Redefining Temporal Modeling in Video Diffusion: The Vectorized Timestep Approach
Yaofang Liu, Yumeng Ren, Xiaodong Cun, Aitor Artola, Yang Liu, Tieyong Zeng, Raymond H. Chan, Jean-michel Morel
2024-10-08

Summary
This paper introduces a new approach called the Vectorized Timestep to improve how video diffusion models generate videos. This method allows for better modeling of how video frames change over time.
What's the problem?
Current video diffusion models use a single value (scalar timestep) to represent time for an entire video clip, which limits their ability to accurately capture the complex changes that happen between individual frames.

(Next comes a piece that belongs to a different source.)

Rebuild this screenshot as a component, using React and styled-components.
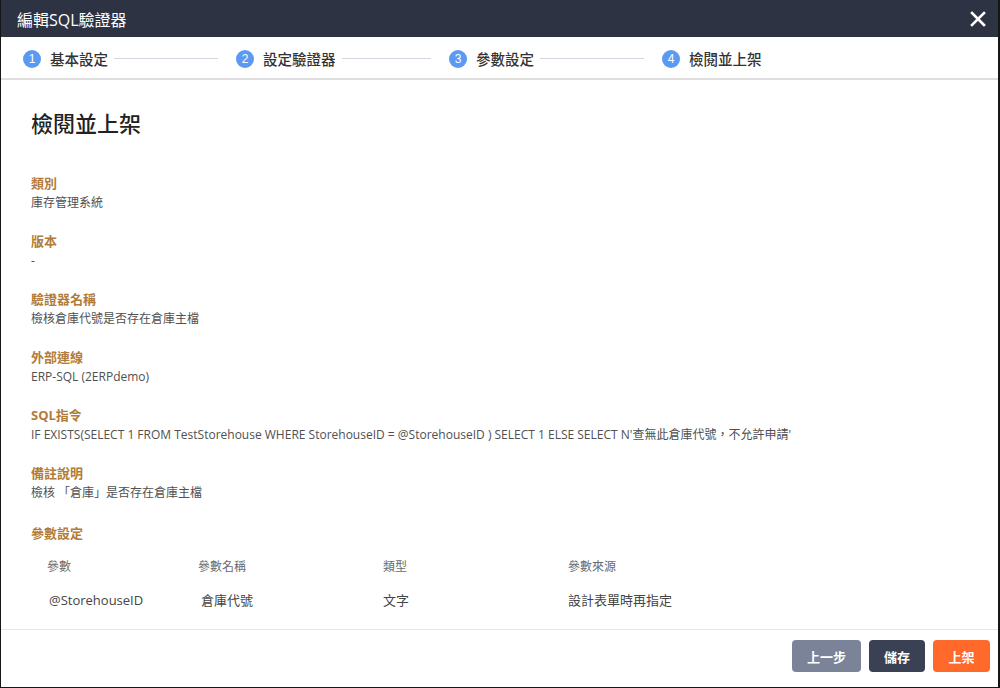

This makes it difficult to create realistic videos, especially for tasks like turning images into videos or generating long video sequences.
What's the solution?
The authors propose a frame-aware video diffusion model (FVDM) that uses a vectorized timestep variable (VTV). This means each frame can have its own unique way of changing over time, allowing the model to capture detailed relationships between frames. The new approach improves video quality and coherence by letting each frame evolve independently while still maintaining connections with neighboring frames. They tested this method across various tasks and found that it produced better results than existing models.
Why it matters?
This research is important because it enhances the ability of AI to generate high-quality videos, which can be used in many applications like film, gaming, and virtual reality. By addressing the limitations of previous methods, this new framework could lead to significant advancements in how we create and interact with video content.
Abstract
Diffusion models have revolutionized image generation, and their extension to video generation has shown promise. However, current video diffusion models~(VDMs) rely on a scalar timestep variable applied at the clip level, which limits their ability to model complex temporal dependencies needed for various tasks like image-to-video generation. To address this limitation, we propose a frame-aware video diffusion model~(FVDM), which introduces a novel vectorized timestep variable~(VTV). Unlike conventional VDMs, our approach allows each frame to follow an independent noise schedule, enhancing the model's capacity to capture fine-grained temporal dependencies. FVDM's flexibility is demonstrated across multiple tasks, including standard video generation, image-to-video generation, video interpolation, and long video synthesis. Through a diverse set of VTV configurations, we achieve superior quality in generated videos, overcoming challenges such as catastrophic forgetting during fine-tuning and limited generalizability in zero-shot methods.Our empirical evaluations show that FVDM outperforms state-of-the-art methods in video generation quality, while also excelling in extended tasks. By addressing fundamental shortcomings in existing VDMs, FVDM sets a new paradigm in video synthesis, offering a robust framework with significant implications for generative modeling and multimedia applications.